Surprisingly, the film is amazingly light in its humor considering that the war was going strong in Europe by this time. Released on December 2nd, according to IMDB, only days before the Japanese bombed Pearl Harbor and America would enter the war. The release may have been only in Los Angeles though because the New York Times review is dated January 24th  1942 and makes note that this is a “pre Pearl Harbor” film, “lest anyone raises the  objection that it plays too fast and loose with a subject much too serious for melodramatic kidding in these times.”  The review, by Bosley Crowther, then goes on to say, “One would hate to think that an enemy plot of such elaborate magnitude as the one presented here should be so completely overlooked by our capable F. B. I. (italics mine), and that the responsibility for licking it should fall upon a semi-gangster. So don’t even let yourself think that this picture pretends to be fact. It is straight, unadulterated fiction pulled out of a script-writer’s hat.”

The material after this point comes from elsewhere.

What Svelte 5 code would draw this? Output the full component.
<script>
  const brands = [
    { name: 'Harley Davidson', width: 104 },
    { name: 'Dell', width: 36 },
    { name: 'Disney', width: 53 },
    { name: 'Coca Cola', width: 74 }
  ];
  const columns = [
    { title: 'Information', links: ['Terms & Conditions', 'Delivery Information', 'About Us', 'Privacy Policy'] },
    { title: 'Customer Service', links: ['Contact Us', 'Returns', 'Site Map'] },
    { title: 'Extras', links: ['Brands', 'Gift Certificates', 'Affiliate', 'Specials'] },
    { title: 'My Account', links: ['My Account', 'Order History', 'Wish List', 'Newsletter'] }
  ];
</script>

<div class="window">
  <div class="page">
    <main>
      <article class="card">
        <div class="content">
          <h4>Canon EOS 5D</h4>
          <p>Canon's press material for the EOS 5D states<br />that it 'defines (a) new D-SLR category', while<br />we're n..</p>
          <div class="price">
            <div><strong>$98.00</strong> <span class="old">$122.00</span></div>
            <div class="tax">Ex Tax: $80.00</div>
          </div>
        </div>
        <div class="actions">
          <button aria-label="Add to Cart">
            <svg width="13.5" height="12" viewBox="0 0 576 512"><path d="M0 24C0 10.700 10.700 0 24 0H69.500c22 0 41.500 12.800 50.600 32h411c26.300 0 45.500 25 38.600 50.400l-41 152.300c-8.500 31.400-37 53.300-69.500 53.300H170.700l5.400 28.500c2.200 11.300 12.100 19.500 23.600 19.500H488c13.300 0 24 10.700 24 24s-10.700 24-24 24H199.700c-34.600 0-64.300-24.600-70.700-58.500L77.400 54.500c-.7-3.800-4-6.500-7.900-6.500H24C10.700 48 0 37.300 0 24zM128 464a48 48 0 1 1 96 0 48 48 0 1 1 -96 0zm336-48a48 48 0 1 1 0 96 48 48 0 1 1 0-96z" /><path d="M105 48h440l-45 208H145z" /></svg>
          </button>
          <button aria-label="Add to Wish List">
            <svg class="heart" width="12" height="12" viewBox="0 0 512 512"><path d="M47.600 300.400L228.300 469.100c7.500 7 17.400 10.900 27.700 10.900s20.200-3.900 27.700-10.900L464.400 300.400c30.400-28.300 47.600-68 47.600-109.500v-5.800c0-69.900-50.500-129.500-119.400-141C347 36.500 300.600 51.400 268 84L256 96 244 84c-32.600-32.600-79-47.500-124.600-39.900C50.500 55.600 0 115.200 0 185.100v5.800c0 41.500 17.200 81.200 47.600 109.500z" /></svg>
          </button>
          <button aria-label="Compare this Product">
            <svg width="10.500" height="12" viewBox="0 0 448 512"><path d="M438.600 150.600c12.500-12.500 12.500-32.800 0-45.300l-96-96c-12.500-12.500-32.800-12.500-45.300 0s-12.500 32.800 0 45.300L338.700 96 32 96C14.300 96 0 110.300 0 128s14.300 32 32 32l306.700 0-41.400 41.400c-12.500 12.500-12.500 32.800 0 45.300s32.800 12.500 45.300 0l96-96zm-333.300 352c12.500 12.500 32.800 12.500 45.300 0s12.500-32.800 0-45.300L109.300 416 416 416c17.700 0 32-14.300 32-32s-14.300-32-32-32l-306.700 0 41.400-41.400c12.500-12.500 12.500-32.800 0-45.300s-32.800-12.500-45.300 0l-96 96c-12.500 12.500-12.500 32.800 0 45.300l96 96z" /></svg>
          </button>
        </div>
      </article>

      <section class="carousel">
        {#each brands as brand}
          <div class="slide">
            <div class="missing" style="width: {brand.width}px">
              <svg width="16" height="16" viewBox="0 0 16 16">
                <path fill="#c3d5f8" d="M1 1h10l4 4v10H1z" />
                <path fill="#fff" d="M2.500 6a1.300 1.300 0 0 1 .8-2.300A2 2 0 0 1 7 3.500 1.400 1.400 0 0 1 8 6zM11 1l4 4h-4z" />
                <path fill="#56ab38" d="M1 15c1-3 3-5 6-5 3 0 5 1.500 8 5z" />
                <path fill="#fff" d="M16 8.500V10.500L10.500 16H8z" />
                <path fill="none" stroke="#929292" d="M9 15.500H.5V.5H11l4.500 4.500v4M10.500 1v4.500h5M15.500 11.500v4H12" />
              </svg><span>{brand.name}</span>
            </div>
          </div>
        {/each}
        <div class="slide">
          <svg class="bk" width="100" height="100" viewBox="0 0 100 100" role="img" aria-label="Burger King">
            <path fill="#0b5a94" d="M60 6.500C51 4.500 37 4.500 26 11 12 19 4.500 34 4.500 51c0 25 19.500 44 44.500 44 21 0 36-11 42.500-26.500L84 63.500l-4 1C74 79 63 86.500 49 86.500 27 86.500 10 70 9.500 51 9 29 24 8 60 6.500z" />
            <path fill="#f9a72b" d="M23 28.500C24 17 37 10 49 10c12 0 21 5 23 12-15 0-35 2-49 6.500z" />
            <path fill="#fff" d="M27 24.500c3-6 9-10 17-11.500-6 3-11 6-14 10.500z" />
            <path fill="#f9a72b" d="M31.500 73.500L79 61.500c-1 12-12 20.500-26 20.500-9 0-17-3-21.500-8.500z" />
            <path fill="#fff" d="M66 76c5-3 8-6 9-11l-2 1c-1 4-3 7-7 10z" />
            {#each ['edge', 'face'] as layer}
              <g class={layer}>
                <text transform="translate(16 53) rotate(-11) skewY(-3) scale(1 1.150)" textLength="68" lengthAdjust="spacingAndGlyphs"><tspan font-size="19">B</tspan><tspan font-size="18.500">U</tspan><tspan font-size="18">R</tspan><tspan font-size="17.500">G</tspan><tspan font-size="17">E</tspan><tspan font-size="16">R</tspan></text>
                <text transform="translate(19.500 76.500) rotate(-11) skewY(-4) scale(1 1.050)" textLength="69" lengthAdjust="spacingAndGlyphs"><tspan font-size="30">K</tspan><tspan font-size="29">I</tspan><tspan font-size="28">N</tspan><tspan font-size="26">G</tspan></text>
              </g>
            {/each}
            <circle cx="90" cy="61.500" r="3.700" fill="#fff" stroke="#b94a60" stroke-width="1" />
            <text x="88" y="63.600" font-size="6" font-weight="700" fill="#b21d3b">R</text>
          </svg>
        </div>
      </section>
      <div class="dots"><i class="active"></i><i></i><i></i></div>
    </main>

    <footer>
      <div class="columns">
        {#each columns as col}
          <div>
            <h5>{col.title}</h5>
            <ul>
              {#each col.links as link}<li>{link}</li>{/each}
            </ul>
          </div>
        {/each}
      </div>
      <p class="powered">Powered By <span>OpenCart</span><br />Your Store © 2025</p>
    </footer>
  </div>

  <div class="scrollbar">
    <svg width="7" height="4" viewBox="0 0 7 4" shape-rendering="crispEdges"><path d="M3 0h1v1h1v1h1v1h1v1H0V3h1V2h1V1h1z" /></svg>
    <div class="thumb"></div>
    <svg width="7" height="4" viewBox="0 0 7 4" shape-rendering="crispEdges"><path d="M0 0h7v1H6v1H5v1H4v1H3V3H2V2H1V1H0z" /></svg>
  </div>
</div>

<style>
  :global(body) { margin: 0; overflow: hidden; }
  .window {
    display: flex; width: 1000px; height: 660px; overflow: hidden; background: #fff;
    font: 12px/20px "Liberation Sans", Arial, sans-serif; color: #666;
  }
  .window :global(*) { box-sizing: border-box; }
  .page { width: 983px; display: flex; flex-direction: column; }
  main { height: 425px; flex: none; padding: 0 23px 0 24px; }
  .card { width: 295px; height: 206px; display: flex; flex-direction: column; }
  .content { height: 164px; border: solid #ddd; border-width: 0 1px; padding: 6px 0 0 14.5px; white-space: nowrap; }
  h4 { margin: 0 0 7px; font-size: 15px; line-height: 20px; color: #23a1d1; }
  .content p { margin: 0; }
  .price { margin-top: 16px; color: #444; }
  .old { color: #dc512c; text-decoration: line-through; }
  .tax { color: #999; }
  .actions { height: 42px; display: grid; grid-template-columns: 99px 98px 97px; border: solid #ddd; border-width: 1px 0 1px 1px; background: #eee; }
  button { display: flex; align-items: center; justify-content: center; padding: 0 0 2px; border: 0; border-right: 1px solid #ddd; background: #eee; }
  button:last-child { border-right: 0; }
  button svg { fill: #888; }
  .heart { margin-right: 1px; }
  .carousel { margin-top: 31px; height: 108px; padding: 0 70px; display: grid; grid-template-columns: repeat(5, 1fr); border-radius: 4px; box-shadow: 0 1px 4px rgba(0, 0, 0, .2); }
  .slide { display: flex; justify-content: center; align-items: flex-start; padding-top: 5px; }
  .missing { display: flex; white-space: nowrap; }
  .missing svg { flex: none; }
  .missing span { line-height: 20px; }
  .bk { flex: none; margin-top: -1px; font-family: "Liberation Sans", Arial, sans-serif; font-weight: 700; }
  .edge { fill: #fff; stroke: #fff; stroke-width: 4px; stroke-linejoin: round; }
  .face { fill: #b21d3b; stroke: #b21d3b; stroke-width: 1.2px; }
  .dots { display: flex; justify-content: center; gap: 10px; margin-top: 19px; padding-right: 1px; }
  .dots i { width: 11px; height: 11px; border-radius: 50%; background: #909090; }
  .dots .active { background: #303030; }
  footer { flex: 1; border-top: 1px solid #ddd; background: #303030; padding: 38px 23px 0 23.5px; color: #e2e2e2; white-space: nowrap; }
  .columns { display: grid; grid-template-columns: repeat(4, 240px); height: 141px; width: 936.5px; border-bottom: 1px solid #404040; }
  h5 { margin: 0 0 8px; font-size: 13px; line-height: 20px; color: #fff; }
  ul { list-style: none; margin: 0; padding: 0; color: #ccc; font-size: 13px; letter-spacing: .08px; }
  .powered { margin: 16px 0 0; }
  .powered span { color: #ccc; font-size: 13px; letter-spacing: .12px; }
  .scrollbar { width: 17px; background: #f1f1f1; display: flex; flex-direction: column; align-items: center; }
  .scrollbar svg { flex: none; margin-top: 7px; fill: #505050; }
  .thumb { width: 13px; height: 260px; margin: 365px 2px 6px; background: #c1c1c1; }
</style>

So here we are now some 70 years later, and considering what we have been going through since 2001, such blind faith in the F.B.I. or Homeland Security or any other Government Agency is naiveté of the highest order. I am not picking on Mr. Crowthers, as I usually do, I’m sure that many Americans had blind faith in and felt secure that organizations like the F.B.I had security matters well in hand back in those days.

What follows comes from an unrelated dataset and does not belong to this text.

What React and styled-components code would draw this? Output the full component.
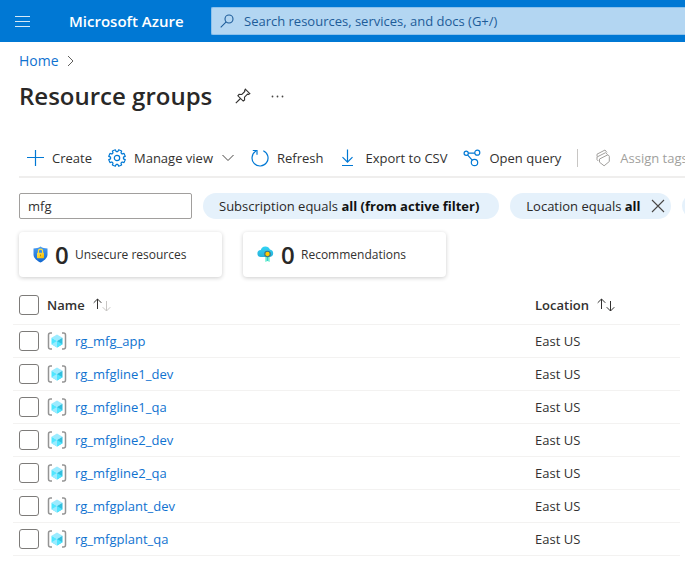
import React from "react";
import styled, { createGlobalStyle } from "styled-components";

const GlobalStyle = createGlobalStyle`
  * { box-sizing: border-box; }
  body {
    margin: 0;
    background: #fff;
    color: #323130;
    font-family: "Open Sans", "Noto Sans", sans-serif;
    font-size: 13px;
    line-height: 20px;
    overflow-x: hidden;
  }
  button, input { font: inherit; color: inherit; }
  h1 { margin: 0; }
`;

const Page = styled.div`
  overflow: hidden;
`;

const TopBar = styled.header`
  display: flex;
  align-items: center;
  height: 42px;
  padding-left: 14px;
  background: #0078d4;
`;

const IconButton = styled.button`
  display: flex;
  align-items: center;
  justify-content: center;
  flex: none;
  padding: 0;
  border: 0;
  background: none;
`;

const Brand = styled.a`
  width: 142px;
  margin-left: 38px;
  flex: none;
  color: #fff;
  font-size: 15px;
  font-weight: 600;
  text-decoration: none;
  white-space: nowrap;
`;

const SearchBox = styled.label`
  display: flex;
  align-items: center;
  flex: 1;
  gap: 10px;
  height: 28px;
  padding-left: 8px;
  border: 1px solid #8cc1ec;
  border-right: 0;
  border-radius: 2px 0 0 2px;
  background: #b3d6f2;
`;

const SearchInput = styled.input`
  flex: 1;
  min-width: 0;
  padding: 0;
  border: 0;
  outline: 0;
  background: none;
  &::placeholder { color: #1d5c99; opacity: 1; }
`;

const Content = styled.main`
  padding-left: 19px;
`;

const Breadcrumb = styled.nav`
  display: flex;
  align-items: center;
  gap: 8px;
  padding-top: 9px;
  font-size: 14px;
`;

const Link = styled.a`
  color: #0f72d0;
  text-decoration: none;
`;

const TitleRow = styled.div`
  display: flex;
  align-items: center;
  gap: 20px;
  height: 50px;
`;

const Title = styled.h1`
  width: 196px;
  color: #292827;
  font-size: 24px;
  font-weight: 600;
  line-height: 32px;
  white-space: nowrap;
`;

const Toolbar = styled.div`
  display: flex;
  align-items: center;
  gap: 16px;
  height: 38px;
  margin-top: 19px;
  padding-left: 7px;
  border-bottom: 2px solid #efeeed;
`;

const ToolButton = styled.button`
  display: flex;
  align-items: center;
  flex: none;
  gap: 8px;
  padding: 0;
  border: 0;
  background: none;
  color: ${(p) => (p.disabled ? "#a19f9d" : "#323130")};
  white-space: nowrap;
`;

const Divider = styled.span`
  flex: none;
  width: 1px;
  height: 18px;
  background: #c8c6c4;
`;

const Filters = styled.div`
  display: flex;
  align-items: center;
  gap: 11px;
  margin-top: 15px;
`;

const FilterInput = styled.input`
  flex: none;
  width: 173px;
  height: 26px;
  padding: 0 8px;
  border: 1px solid #a19f9d;
  border-radius: 2px;
  outline: 0;
`;

const Pill = styled.div`
  display: flex;
  align-items: center;
  flex: none;
  gap: 10px;
  height: 26px;
  padding: 0 ${(p) => (p.$closable ? 6 : 20)}px 0 16px;
  border-radius: 13px;
  background: #e5f1fb;
  color: #292827;
  white-space: nowrap;
  b { color: #111; font-weight: 700; }
`;

const Cards = styled.div`
  display: flex;
  gap: 21px;
  margin-top: 13px;
`;

const Card = styled.section`
  display: flex;
  align-items: center;
  width: 203px;
  height: 45px;
  padding-left: 14px;
  border-radius: 4px;
  background: #fff;
  box-shadow: 0 1px 4px rgba(0, 0, 0, 0.2);
  font-size: 12px;
`;

const Count = styled.span`
  width: 20px;
  margin-left: 7px;
  color: #292827;
  font-size: 24px;
  font-weight: 600;
  line-height: 32px;
`;

const Table = styled.table`
  width: calc(100% - 5px - 13px);
  margin: 9px 0 0 13px;
  border-collapse: collapse;
  table-layout: fixed;
`;

const HeadCell = styled.th`
  width: ${(p) => p.$width || "auto"};
  height: 38px;
  padding: 0;
  border-bottom: 1px solid #f3f2f1;
  font-weight: 600;
  text-align: left;
`;

const Cell = styled.td`
  height: 33px;
  padding: 0;
  border-bottom: 1px solid #f3f2f1;
`;

const Inline = styled.div`
  display: flex;
  align-items: center;
  gap: 8px;
`;

const Check = styled.input`
  appearance: none;
  display: block;
  width: 20px;
  height: 20px;
  margin: 0 0 0 6px;
  border: 1px solid #7d7b79;
  border-radius: 3px;
  background: #fff;
`;

function Svg({ w = 18, h = 18, color = "#0078d4", sw = 1.2, children }) {
  return (
    <svg width={w} height={h} viewBox={`0 0 ${w} ${h}`} fill="none" stroke={color}
      strokeWidth={sw} aria-hidden="true">
      {children}
    </svg>
  );
}

const MenuIcon = () => (
  <Svg w={17} h={12} color="#d5e9f8" sw={1}><path d="M1 1.5h15M1 6.5h15M1 11.5h15" /></Svg>
);
const SearchIcon = () => (
  <Svg w={14} h={14} color="#1d5c99" sw={1.1}><circle cx="9" cy="5" r="4" /><path d="M6.2 7.8L.7 13.3" /></Svg>
);
const CrumbIcon = () => (
  <Svg w={7} h={12} color="#605e5c" sw={1}><path d="M1 1l5 5-5 5" /></Svg>
);
const PinIcon = () => (
  <Svg w={16} h={16} color="#323130" sw={1.1}>
    <path d="M10.3 1.2l4.5 4.5-1.3.7-1-.2-3 3 .1 2.7-1.4 1.2-5.3-5.3 1.2-1.4 2.7.1 3-3-.2-1zM5.5 10.5L.8 15.2" />
  </Svg>
);
const MoreIcon = () => (
  <svg width="13" height="3" fill="#484644" aria-hidden="true">
    <circle cx="1.5" cy="1.5" r=".9" /><circle cx="6.5" cy="1.5" r=".9" /><circle cx="11.5" cy="1.5" r=".9" />
  </svg>
);
const PlusIcon = () => <Svg><path d="M9.5 1v16M1 8.5h17" /></Svg>;

const gearPath = (() => {
  const points = [];
  for (let i = 0; i < 8; i += 1) {
    [[-15, 6.5], [-11, 8.4], [11, 8.4], [15, 6.5]].forEach(([offset, radius]) => {
      const a = ((i * 45 + 22.5 + offset) * Math.PI) / 180;
      points.push(`${(9 + radius * Math.cos(a)).toFixed(2)} ${(9 + radius * Math.sin(a)).toFixed(2)}`);
    });
  }
  return `M${points.join("L")}Z`;
})();
const GearIcon = () => (
  <Svg><path d={gearPath} strokeLinejoin="round" /><circle cx="9" cy="9" r="2.7" /></Svg>
);
const ChevronIcon = () => (
  <Svg w={14} h={8} color="#484644" sw={1}><path d="M1.5 1L7 6.5 12.5 1" /></Svg>
);
const RefreshIcon = () => (
  <Svg><path d="M12.3 1.7A8 8 0 1 1 5 2.1M1.8 1.5H6V5.7" /></Svg>
);
const ExportIcon = () => (
  <Svg><path d="M8.5 .5v12.5M3.5 8.2l5 5 5-5M3 16.5h11" /></Svg>
);
const QueryIcon = () => (
  <Svg><circle cx="3.2" cy="4.2" r="2.1" /><circle cx="14.3" cy="3.7" r="2.5" /><circle cx="11.5" cy="13.5" r="3.2" /><path d="M5.3 4.2h6.5M4.5 5.9l4.7 5.3" /></Svg>
);
const TagsIcon = () => (
  <Svg color="#a19f9d" sw={1}>
    <path d="M5.5 10l8.5-4.3 1.3 1.6v5.2L10.100 16.800l-4.600-3.600zM4.300 12L3 10.700V8l8.500-4.300 2 1.800M3 7.500V5.200L11 1l2 2.500" />
  </Svg>
);
const CloseIcon = () => (
  <Svg w={14} h={14} color="#484644" sw={1.1}><path d="M1 1l12 12M13 1L1 13" /></Svg>
);

const ShieldIcon = () => (
  <svg width="15" height="17" viewBox="0 0 15 17" aria-hidden="true">
    <defs>
      <linearGradient id="shield" x1="0" y1="0" x2="0" y2="1"><stop stopColor="#4a9df2" /><stop offset="1" stopColor="#1267cf" /></linearGradient>
      <linearGradient id="lock" x1="0" y1="0" x2="1" y2="1"><stop stopColor="#ffe452" /><stop offset="1" stopColor="#f5b800" /></linearGradient>
    </defs>
    <path d="M7.5 .5C5.5 2 3.2 2.3 .5 2.4v6c0 4 4 6.3 7 8.1 3-1.8 7-4.1 7-8.1v-6C11.8 2.3 9.5 2 7.5 .5z" fill="url(#shield)" />
    <path d="M5.4 7V5.3a2.1 2.1 0 0 1 4.2 0V7" fill="none" stroke="#ffdc3d" strokeWidth="1.2" />
    <rect x="4" y="6.7" width="7" height="5.5" rx=".6" fill="url(#lock)" />
    <path d="M7.5 8.5v1.8" stroke="#c48f00" />
  </svg>
);
const CloudIcon = () => (
  <svg width="17" height="17" viewBox="0 0 17 17" aria-hidden="true">
    <defs><linearGradient id="cloud" x1="0" y1="0" x2="0" y2="1"><stop stopColor="#32d4f5" /><stop offset="1" stopColor="#28b1da" /></linearGradient></defs>
    <path d="M4 11a3.5 3.5 0 0 1-.2-7A4.8 4.8 0 0 1 12.9 3.500a3.800 3.800 0 0 1 .2 7.500z" fill="url(#cloud)" />
    <path d="M8.3 10v6l2.200-1 2.200 1v-6z" fill="#6bf0cf" />
    <path d="M10.5 10.500v4.500" stroke="#28b1da" strokeWidth=".7" />
    <circle cx="10.5" cy="8" r="2.7" fill="#ffca00" stroke="#3a7287" strokeWidth="1.1" />
  </svg>
);
const GroupIcon = () => (
  <svg width="20" height="18" viewBox="0 0 20 18" aria-hidden="true">
    <path d="M5 1H3.5Q1.5 1 1.5 3v12q0 2 2 2H5M15 1h1.5q2 0 2 2v12q0 2-2 2H15" fill="none" stroke="#949494" strokeWidth="1.5" />
    <path d="M10 2.500l5.500 3.200L10 9 4.500 5.700z" fill="#9cebff" />
    <path d="M4.500 5.700L10 9v6.500l-5.500-3.200z" fill="#50e6ff" />
    <path d="M15.500 5.700L10 9v6.500l5.500-3.200z" fill="#32bedd" />
    <path d="M4.500 12.300L10 9v6.500z" fill="#9cebff" />
    <path d="M15.500 12.300L10 9v6.500z" fill="#50e6ff" />
  </svg>
);
const SortIcon = ({ single }) => (
  <svg width="18" height="14" viewBox="0 0 18 14" fill="none" stroke="#323130" aria-hidden="true">
    <path d="M4.5 11V1M.7 4.8L4.5 1l3.8 3.8" />
    <path d="M13.5 3v10M9.7 9.2l3.8 3.8 3.8-3.8" stroke={single ? "#c8c6c4" : "#323130"} />
  </svg>
);

const groups = [
  "rg_mfg_app", "rg_mfgline1_dev", "rg_mfgline1_qa", "rg_mfgline2_dev",
  "rg_mfgline2_qa", "rg_mfgplant_dev", "rg_mfgplant_qa",
];

const GroupTable = () => (
  <Table>
    <thead>
      <tr>
        <HeadCell $width="34px"><Check type="checkbox" aria-label="Select all" /></HeadCell>
        <HeadCell><Inline>Name <SortIcon single /></Inline></HeadCell>
        <HeadCell $width="145px"><Inline>Location <SortIcon /></Inline></HeadCell>
      </tr>
    </thead>
    <tbody>
      {groups.map((name) => (
        <tr key={name}>
          <Cell><Check type="checkbox" aria-label={`Select ${name}`} /></Cell>
          <Cell><Inline><GroupIcon /><Link href="#">{name}</Link></Inline></Cell>
          <Cell>East US</Cell>
        </tr>
      ))}
    </tbody>
  </Table>
);

export default function App() {
  return (
    <Page>
      <GlobalStyle />
      <TopBar>
        <IconButton aria-label="Menu"><MenuIcon /></IconButton>
        <Brand href="#">Microsoft Azure</Brand>
        <SearchBox>
          <SearchIcon />
          <SearchInput type="text" aria-label="Search" placeholder="Search resources, services, and docs (G+/)" />
        </SearchBox>
      </TopBar>
      <Content>
        <Breadcrumb><Link href="#">Home</Link><CrumbIcon /></Breadcrumb>
        <TitleRow>
          <Title>Resource groups</Title>
          <IconButton aria-label="Pin"><PinIcon /></IconButton>
          <IconButton aria-label="More"><MoreIcon /></IconButton>
        </TitleRow>
        <Toolbar>
          <ToolButton><PlusIcon />Create</ToolButton>
          <ToolButton><GearIcon />Manage view<ChevronIcon /></ToolButton>
          <ToolButton><RefreshIcon />Refresh</ToolButton>
          <ToolButton><ExportIcon />Export to CSV</ToolButton>
          <ToolButton><QueryIcon />Open query</ToolButton>
          <Divider />
          <ToolButton disabled><TagsIcon />Assign tags</ToolButton>
        </Toolbar>
        <Filters>
          <FilterInput type="text" aria-label="Filter" defaultValue="mfg" />
          <Pill><span>Subscription equals <b>all (from active filter)</b></span></Pill>
          <Pill $closable>
            <span>Location equals <b>all</b></span>
            <IconButton aria-label="Remove location filter"><CloseIcon /></IconButton>
          </Pill>
          <Pill />
        </Filters>
        <Cards>
          <Card><ShieldIcon /><Count>0</Count>Unsecure resources</Card>
          <Card><CloudIcon /><Count>0</Count>Recommendations</Card>
        </Cards>
      </Content>
      <GroupTable />
    </Page>
  );
}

Much of the films humor is supplied by members of “Gloves” gang, consisting of fanciful character actors like William Demarest and Frank McHugh along with some additional bizarre casting of Jackie Gleason and Phil Silvers. McHugh’s character is newly married and the running joke throughout the film is that he cannot consummate his marriage because he is always helping  “Gloves” in hunting down the Nazis. Gleason and Silvers are regulated to humorous roles that are close to slapstick level.

There is a touch of seriousness thrown into the mix when “Gloves” in his search to find the murderers comes across nightclub singer Leda Hamilton (Karren Verne), a young woman who is first made to seem to be aiding the Nazis. We soon find out that Leda is being forced to help them because her father is a prisoner in Dachau. Ebbing promises to keep him alive as long as she helps them with their sabotage plans.

The cast also includes Jane Darwell as “Gloves” mother, Judith Anderson as an assistant to Ebbing and Barton McLane as Callahan, the rival gang leader. Bogart handles his role in typical Bogie fashion, cool and unflappable. Peter Lorre and Karren Verne would marry, in real life, a few years after this film was made. Today, “All Through the Night” comes across as a bizarre little film, somewhat uncomfortable in its humor, melodramatic with some odd casting but still entertaining enough.

***

Frisco Kid (1935) Lloyd Bacon

    Unlike “The Oklahoma Kid” starring James Cagney and directed by Lloyd Bacon, “Frisco Kid” starring James Cagney and directed by Lloyd Bacon is not a western. “Frisco Kid” takes place in San Francisco’s vice and violent teeming Barbary Coast. Here Bat Morgan (James Cagney) is a sailor just arriving in town fresh from another voyage. He soon is shanghaied by powerful gang leader Spider Burke (Barton McLane). With the help of a friendly Jewish tailor, Bat overcomes Spider and sends him off to sea instead. Bat returns to the saloon run by the crooked Paul Morra (Ricardo Cortez) where he meets up with Shanghai Duck (Fred Kohler) who arranged the deal for Bat to be shanghaied. He confronts Shanghai, who has a lethal hook in place of his missing right hand, and they get into a ferocious fight that is one of the highlights of the film. Bat kills Shanghai, impressing Morra who offers him a job as a bouncer working in his saloon.  However, Bat has bigger ideas and soon becomes the boss of the Barbary Coast running a crooked casino and getting in with crooked politicians to take over the city. Bat meets Jean Barret (Margaret Lindsay) who runs the San Francisco newspaper and is trying to clean up the Barbary Coast along with the help of Judge Crawford.   Judge Crawford (Robert McWade) who seems to be the only honest man in town is soon murdered resulting in Bat being accused of the murder. Barbary Coast citizens are now outraged by the murder they want to clean up the city and resorting to a murderous mob rule, they hang Morra. Bat is spared the same faith with when Jean Barret realizes, after numerous denials that she love hooligan Bat and pleads for his life.

    When the film opened in 1935 at the Strand Theater on Broadway, the New York Times gave it a good review calling Cagney’s character “a violent Irishmen who became the Al Capone of San Francisco’s vice district.” However, many critics were not impressed comparing it unfavorable to Howard Hawk’s “Barbary Coast” with Edward G. Robinson  and Miriam Hopkins which opened a month earlier the same year. ” “Frisco Kid” is a typical Warner Brothers programmer and not one of their best efforts. The film starts okay but is uneven and at times seems rushed. Bat Morgan’s rise to the top and the building of his grand saloon seem to happen quickly. Cagney and Margaret Lindsay do not seem to have much spark between them.  Most of their scenes fall flat. Director Lloyd Bacon and his crew do a nice job of creating the salty fog bound atmosphere of the Barbary Coast and the scenes of the fiery lynch mob are exiting and well done. Other cast members include Barton McLane, Lili Damita and Ricardo Cortez whose performance as rotten saloon owner Paul Morra is worth watching this film for by itself.